#### RECORDS FOR PROCESSING
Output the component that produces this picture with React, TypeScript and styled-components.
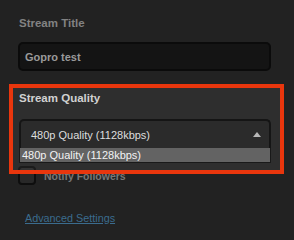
import React from 'react';
import styled, { createGlobalStyle } from 'styled-components';

const GlobalStyle = createGlobalStyle`
  html, body {
    margin: 0;
    padding: 0;
    background: #222222;
  }
  body {
    font-family: "Liberation Sans", Arial, sans-serif;
  }
`;

const Panel = styled.div`
  position: relative;
  width: 294px;
  height: 240px;
  padding: 16px 0 0 18px;
  box-sizing: border-box;
  display: flex;
  flex-direction: column;
  align-items: flex-start;
`;

const Label = styled.div<{ $bright?: boolean }>`
  font-size: 11.5px;
  line-height: 14px;
  font-weight: bold;
  color: ${p => (p.$bright ? '#cfcfcf' : '#828282')};
  padding-left: 1px;
`;

const TextField = styled.div`
  margin-top: 12px;
  width: 253px;
  height: 29px;
  box-sizing: border-box;
  background: #141414;
  border: 2px solid #0b0b0b;
  border-radius: 5px;
  display: flex;
  align-items: center;
  padding-left: 5px;
  font-size: 11px;
  font-weight: bold;
  color: #9a9a9a;
`;

const QualityLabel = styled(Label)`
  margin-top: 20px;
`;

const SelectWrap = styled.div`
  position: relative;
  margin-top: 14px;
  margin-left: 1px;
`;

const SelectBox = styled.div`
  width: 252px;
  height: 29px;
  box-sizing: border-box;
  background: #1f1f1f;
  border: 2px solid #080808;
  border-bottom: none;
  border-radius: 5px 5px 0 0;
  display: flex;
  align-items: center;
  justify-content: space-between;
  padding: 0 8px 0 10px;
  font-size: 11px;
  color: #dcdcdc;
`;

const Arrow = styled.span`
  width: 0;
  height: 0;
  border-left: 4px solid transparent;
  border-right: 4px solid transparent;
  border-bottom: 5px solid #b4b4b4;
  margin-top: -1px;
`;

const OptionList = styled.div`
  position: absolute;
  left: 0;
  top: 29px;
  width: 252px;
  box-sizing: border-box;
  border: 1px solid #0c0c0c;
  border-top: none;
  background: #555555;
  z-index: 2;
`;

const OptionRow = styled.div`
  height: 14px;
  line-height: 14px;
  padding-left: 2px;
  font-size: 11px;
  color: #f2f2f2;
  background: #5a5a5a;
`;

const CheckRow = styled.div`
  margin-top: 18px;
  display: flex;
  align-items: center;
  gap: 8px;
`;

const CheckBox = styled.div`
  width: 18px;
  height: 19px;
  box-sizing: border-box;
  border: 2px solid #0e0e0e;
  border-radius: 4px;
  background: #282828;
`;

const CheckText = styled.span`
  font-size: 10.5px;
  font-weight: bold;
  color: #777777;
`;

const AdvancedLink = styled.a`
  margin-top: 27px;
  margin-left: 7px;
  font-size: 10.8px;
  line-height: 12px;
  color: #3b6c8e;
  text-decoration: underline;
  cursor: pointer;
`;

const Highlight = styled.div`
  position: absolute;
  left: 9px;
  top: 84px;
  width: 275px;
  height: 90px;
  box-sizing: border-box;
  border: 4px solid #e9360d;
  background: rgba(255, 255, 255, 0.055);
  pointer-events: none;
  z-index: 3;
`;

export default function App() {
  return (
    <>
      <GlobalStyle />
      <Panel>
        <Label>Stream Title</Label>
        <TextField>Gopro test</TextField>
        <QualityLabel $bright>Stream Quality</QualityLabel>
        <SelectWrap>
          <SelectBox>
            <span>480p Quality (1128kbps)</span>
            <Arrow />
          </SelectBox>
          <OptionList>
            <OptionRow>480p Quality (1128kbps)</OptionRow>
          </OptionList>
        </SelectWrap>
        <CheckRow>
          <CheckBox />
          <CheckText>Notify Followers</CheckText>
        </CheckRow>
        <AdvancedLink>Advanced Settings</AdvancedLink>
        <Highlight />
      </Panel>
    </>
  );
}
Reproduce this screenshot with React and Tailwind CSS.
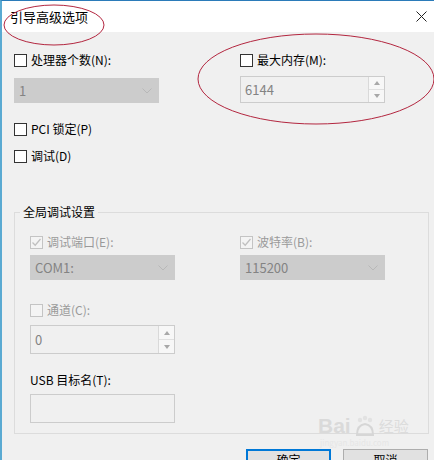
import React from "react";

const font = { fontFamily: '"Noto Sans CJK SC", "Microsoft YaHei", sans-serif' };

function Box({ checked, disabled }) {
  return (
    <span
      className={
        "relative flex w-[13px] h-[13px] shrink-0 border " +
        (disabled ? "border-[#c4c4c4] bg-[#f4f4f4]" : "border-[#333333] bg-white")
      }
    >
      {checked && (
        <svg width="11" height="11" viewBox="0 0 11 11" className="absolute left-0 top-0">
          <path d="M1.5 5.5 L4.2 8.2 L9.5 2" fill="none" stroke="#c0c0c0" strokeWidth="1.3" />
        </svg>
      )}
    </span>
  );
}

function Check({ label, checked, disabled }) {
  return (
    <div className="flex items-center gap-[4px] h-[14px]">
      <Box checked={checked} disabled={disabled} />
      <span className={"text-[12px] leading-[14px] " + (disabled ? "text-[#9a9a9a]" : "text-black")}>
        {label}
      </span>
    </div>
  );
}

function Combo({ value }) {
  return (
    <div className="flex items-center justify-between w-[145px] h-[25px] bg-[#cccccc] pl-[5px] pr-[7px]">
      <span className="text-[13px] text-[#838383]">{value}</span>
      <svg width="10" height="6" viewBox="0 0 10 6">
        <path d="M0.5 0.5 L5 5 L9.5 0.5" fill="none" stroke="#b8b8b8" strokeWidth="1" />
      </svg>
    </div>
  );
}

function Spin({ value, h = "h-[27px]" }) {
  return (
    <div className={"flex w-[145px] border border-[#cccccc] bg-[#f0f0f0] " + h}>
      <div className="flex-1 flex items-center pl-[4px] text-[13px] text-[#838383]">{value}</div>
      <div className="flex flex-col w-[16px] border-l border-[#d9d9d9]">
        <div className="flex-1 flex items-center justify-center border-b border-[#e0e0e0] bg-[#f7f7f7]">
          <svg width="6" height="4" viewBox="0 0 6 4"><path d="M0 4 L3 0 L6 4Z" fill="#a8a8a8" /></svg>
        </div>
        <div className="flex-1 flex items-center justify-center bg-[#f7f7f7]">
          <svg width="6" height="4" viewBox="0 0 6 4"><path d="M0 0 L3 4 L6 0Z" fill="#a8a8a8" /></svg>
        </div>
      </div>
    </div>
  );
}

export default function App() {
  return (
    <div
      className="relative w-[434px] h-[460px] overflow-hidden bg-[#f0f0f0] border-t border-t-[#2b7bb9] border-l-2 border-l-[#5aaad2]"
      style={font}
    >
      {/* title bar */}
      <div className="flex items-center justify-between h-[31px] bg-white pl-[8px] pr-[6px]">
        <span className="text-[13px] text-black">引导高级选项</span>
        <svg width="11" height="11" viewBox="0 0 11 11" className="mr-[1px]">
          <path d="M0.5 0.5 L10.5 10.5 M10.5 0.5 L0.5 10.5" stroke="#222" strokeWidth="1" />
        </svg>
      </div>

      <div className="pl-[12px] pt-[21px]">
        <div className="flex">
          <div className="w-[226px]">
            <Check label="处理器个数(N):" />
            <div className="mt-[11px]">
              <Combo value="1" />
            </div>
          </div>
          <div>
            <Check label="最大内存(M):" />
            <div className="mt-[9px]">
              <Spin value="6144" />
            </div>
          </div>
        </div>

        <div className="mt-[19px] flex flex-col gap-[13px]">
          <Check label="PCI  锁定(P)" />
          <Check label="调试(D)" />
        </div>

        <fieldset className="mt-[42px] w-[415px] h-[229px] border border-[#dcdcdc] pl-[15px]">
          <legend className="-ml-[10px] px-[3px] text-[12px] leading-[14px] text-black">全局调试设置</legend>
          <div className="flex mt-[16px]">
            <div className="w-[210px]">
              <Check label="调试端口(E):" checked disabled />
              <div className="mt-[6px]">
                <Combo value="COM1:" />
              </div>
            </div>
            <div>
              <Check label="波特率(B):" checked disabled />
              <div className="mt-[6px]">
                <Combo value="115200" />
              </div>
            </div>
          </div>
          <div className="mt-[23px]">
            <Check label="通道(C):" disabled />
            <div className="mt-[8px]">
              <Spin value="0" h="h-[29px]" />
            </div>
          </div>
          <div className="mt-[19px] text-[12px] leading-[14px] text-black">USB 目标名(T):</div>
          <div className="mt-[7px] w-[145px] h-[29px] border border-[#cccccc] bg-[#f0f0f0]" />
        </fieldset>

        <div className="flex justify-end gap-[12px] mt-[15px] pr-[6px]">
          <button className="w-[85px] h-[22px] border-2 border-[#0078d7] bg-[#e1e1e1] text-[12px] leading-[14px] text-black">确定</button>
          <button className="w-[85px] h-[22px] border border-[#adadad] bg-[#e1e1e1] text-[12px] leading-[14px] text-black">取消</button>
        </div>
      </div>

      {/* annotation ellipses */}
      <svg className="absolute left-0 top-0 pointer-events-none" width="434" height="460">
        <ellipse cx="52" cy="24" rx="50" ry="20" fill="none" stroke="#b3263f" strokeWidth="1" />
        <ellipse cx="314" cy="78" rx="118" ry="45" fill="none" stroke="#b3263f" strokeWidth="1" />
      </svg>

      {/* watermark */}
      <div className="absolute left-[316px] top-[414px] pointer-events-none flex items-center gap-[3px] text-[#dadada]">
        <span className="text-[21px] font-bold leading-[22px]" style={{ fontFamily: '"Liberation Sans", sans-serif' }}>Bai</span>
        <svg width="22" height="22" viewBox="0 0 22 22">
          <circle cx="6" cy="5" r="2.2" fill="#e2e2e2" />
          <circle cx="11" cy="3" r="2.2" fill="#e2e2e2" />
          <circle cx="16" cy="5" r="2.2" fill="#e2e2e2" />
          <path d="M3 20 Q3 10 11 9 Q19 10 19 20 Z" fill="none" stroke="#d6d6d6" strokeWidth="2" />
        </svg>
        <span className="text-[15px] leading-[22px] text-[#dcdcdc]">经验</span>
      </div>
      <div className="absolute left-[318px] top-[437px] text-[8px] leading-[9px] text-[#e6e6e6] pointer-events-none">jingyan.baidu.com</div>
    </div>
  );
}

#### SHORT TASK
For the records above, state how many lines include the string "React", giving the number and nothing else.

#### SOLUTION
4